The horribly monikered business net receipts tax demystified.

By Jessica Lussenhop


The Commission on the 21st Century Economy has passed its recommenda-tions on to Gov. Schwarzenegger, and included in its massive overhaul of the state's outdated tax system is this funky little acronym: the BNRT, or business net receipts tax. The BNRT would, in theory, replace the revenue lost when the rest of the commission's recommendations took effect, including chucking the corporate income tax and state sales tax and flattening the personal income tax. And while the sales tax at the bottom of your receipts would go away, it would actually only be "invisible," according to Santa Cruz County Treasurer Fred Keeley, because the businesses subject to the BNRT would raise their prices to offset it. The real cost would get handed down to the consumer.

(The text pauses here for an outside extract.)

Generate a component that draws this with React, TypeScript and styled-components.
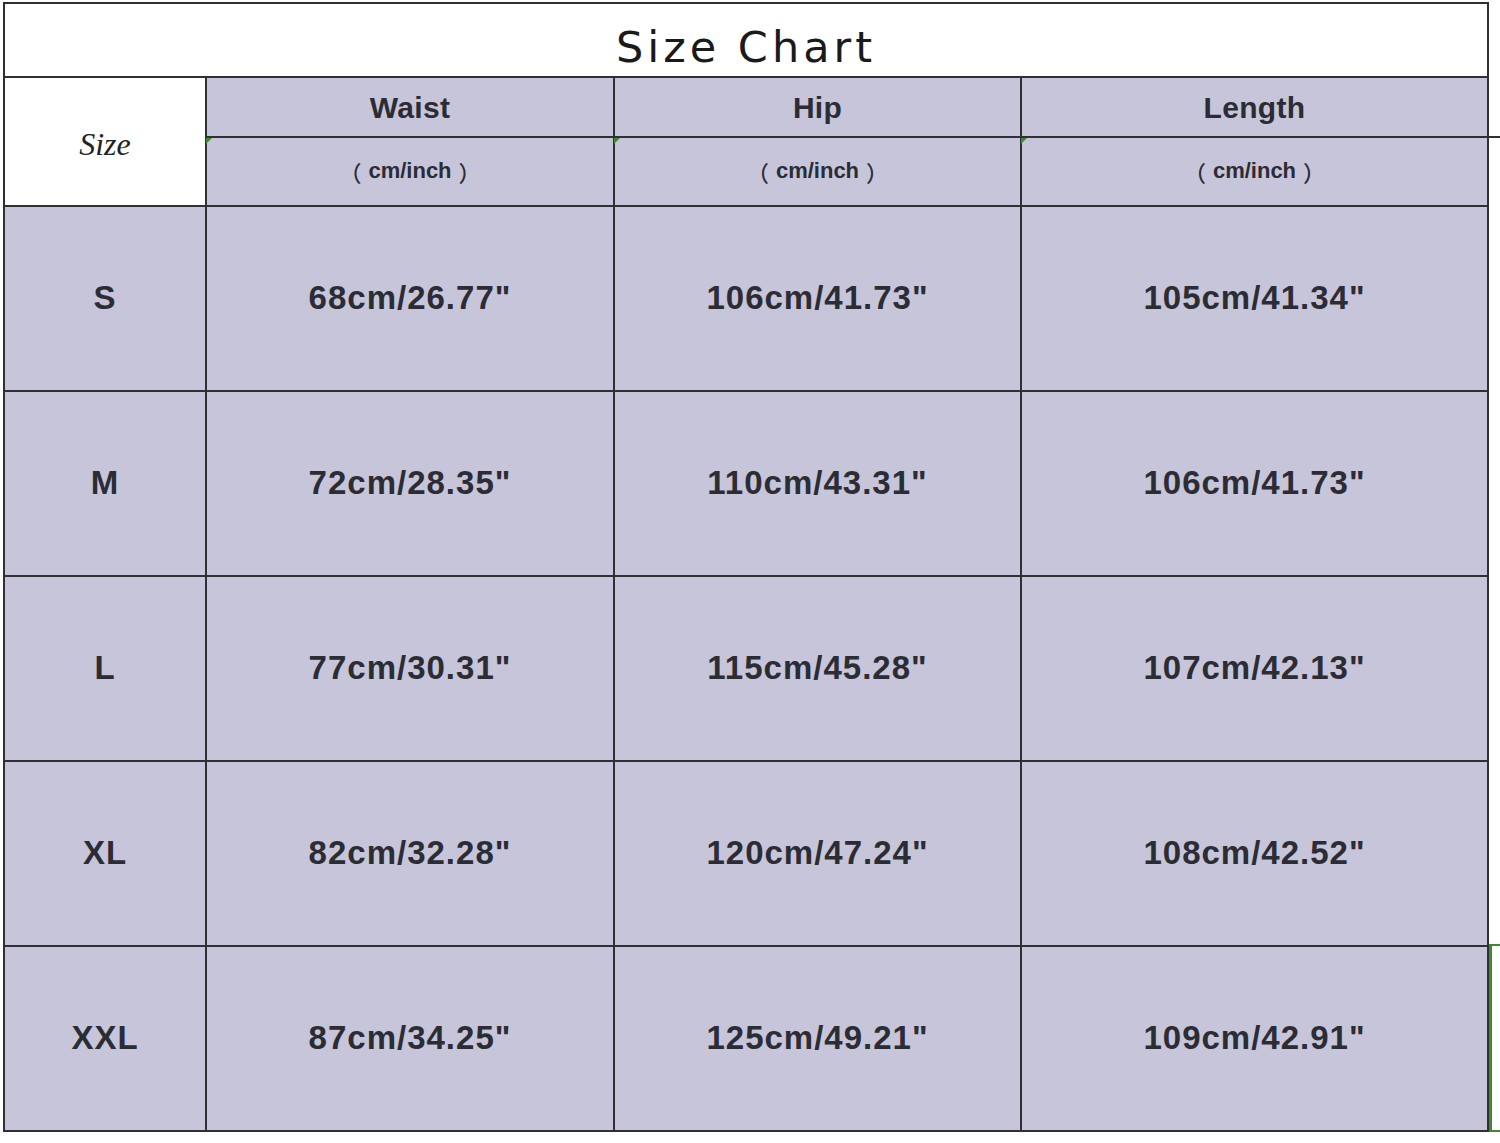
import styled, { createGlobalStyle } from "styled-components";

const Line = "#2f2f35";
const Lavender = "#c6c5da";
const Ink = "#2c2c34";
const Marker = "#3f8a2a";

interface SizeRow {
  size: string;
  waist: string;
  hip: string;
  length: string;
}

const rows: SizeRow[] = [
  { size: "S", waist: '68cm/26.77"', hip: '106cm/41.73"', length: '105cm/41.34"' },
  { size: "M", waist: '72cm/28.35"', hip: '110cm/43.31"', length: '106cm/41.73"' },
  { size: "L", waist: '77cm/30.31"', hip: '115cm/45.28"', length: '107cm/42.13"' },
  { size: "XL", waist: '82cm/32.28"', hip: '120cm/47.24"', length: '108cm/42.52"' },
  { size: "XXL", waist: '87cm/34.25"', hip: '125cm/49.21"', length: '109cm/42.91"' },
];

const measures = ["Waist", "Hip", "Length"];

export default function App() {
  return (
    <>
      <GlobalStyle />
      <S.Table>
        <S.Title>Size Chart</S.Title>
        <S.SizeLabel>Size</S.SizeLabel>
        {measures.map((m, i) => (
          <S.HeadCell key={m} $last={i === measures.length - 1}>
            {m}
          </S.HeadCell>
        ))}
        {measures.map((m, i) => (
          <S.UnitCell key={m} $last={i === measures.length - 1}>
            <S.Paren $open>（</S.Paren>
            cm/inch
            <S.Paren>）</S.Paren>
          </S.UnitCell>
        ))}
        {rows.map((r, ri) => (
          <S.Row key={r.size}>
            <S.DataCell>{r.size}</S.DataCell>
            <S.DataCell>{r.waist}</S.DataCell>
            <S.DataCell>{r.hip}</S.DataCell>
            <S.DataCell $selected={ri === rows.length - 1}>{r.length}</S.DataCell>
          </S.Row>
        ))}
      </S.Table>
    </>
  );
}

const GlobalStyle = createGlobalStyle`
  html, body {
    margin: 0;
    background: #ffffff;
  }

  body {
    width: 1500px;
    height: 1143px;
    overflow: hidden;
    font-family: "Liberation Sans", Arial, sans-serif;
  }
`;

const Cell = styled.div`
  display: flex;
  align-items: center;
  justify-content: center;
  position: relative;

  box-sizing: border-box;
  border-right: 2px solid ${Line};
  border-bottom: 2px solid ${Line};

  background: ${Lavender};
  color: ${Ink};
  font-weight: 700;
`;

const S = {
  Table: styled.div`
    display: grid;
    grid-template-columns: 202px 408px 407px 467px;
    grid-template-rows: 74px 60px 69px repeat(5, 185px);

    width: 1486px;
    margin: 2px 0 0 3px;

    box-sizing: border-box;
    border-top: 2px solid ${Line};
    border-left: 2px solid ${Line};
  `,

  Title: styled(Cell)`
    grid-column: 1 / -1;
    padding-top: 14px;

    background: #ffffff;
    color: #1a1a1a;
    font-family: "DejaVu Sans", sans-serif;
    font-weight: 400;
    font-size: 43px;
    letter-spacing: 4px;
  `,

  SizeLabel: styled(Cell)`
    grid-row: span 2;
    padding-top: 6px;

    background: #ffffff;
    font-family: "Liberation Serif", serif;
    font-style: italic;
    font-weight: 400;
    font-size: 32px;
    color: #222;
  `,

  HeadCell: styled(Cell)<{ $last?: boolean }>`
    padding-top: 2px;
    font-size: 30px;
    letter-spacing: 0.3px;

    ${({ $last }) =>
      $last &&
      `
      &::after {
        content: "";
        position: absolute;
        right: -14px;
        bottom: -2px;
        width: 12px;
        height: 1px;
        background: ${Line};
      }
    `}
  `,

  UnitCell: styled(Cell)<{ $last?: boolean }>`
    padding-bottom: 2px;
    font-size: 22px;

    &::before {
      content: "";
      position: absolute;
      left: -1px;
      top: 0;
      border-top: 6px solid ${Marker};
      border-right: 6px solid transparent;
    }

    ${({ $last }) =>
      $last &&
      `
      &::after {
        content: "";
        position: absolute;
        right: -14px;
        top: -2px;
        width: 12px;
        height: 1px;
        background: ${Line};
      }
    `}
  `,

  Paren: styled.span<{ $open?: boolean }>`
    font-family: "Noto Sans CJK SC", sans-serif;
    font-weight: 500;
    font-size: 22px;
    ${({ $open }) => ($open ? "padding-right: 7px;" : "padding-left: 7px;")}
  `,

  Row: styled.div`
    display: contents;
  `,

  DataCell: styled(Cell)<{ $selected?: boolean }>`
    padding-bottom: 2px;
    font-size: 33px;
    letter-spacing: 1px;

    ${({ $selected }) =>
      $selected &&
      `
      &::after {
        content: "";
        position: absolute;
        top: -3px;
        right: -14px;
        bottom: -2px;
        width: 12px;
        box-sizing: border-box;
        border-left: 3px solid ${Marker};
        border-top: 2px solid ${Marker};
        border-bottom: 2px solid ${Marker};
      }
    `}
  `,
};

Keeley, who served on the commission (but did not sign his name to the recommendations or to the BNRT), explains it this way: "It would be about a 4 percent tax on all consumption," he says. "If it's a law office, they're buying law books or legal software or whatever it might be, they would deduct that from the amount of money that comes in from their law firm and they would pay 4 percent on the net.

"A group of nationally renowned economists who viewed this proposal for the commission [concluded] it would have an upward pressure on prices and downward pressure on wages," he adds. "It sounds like a lose-lose."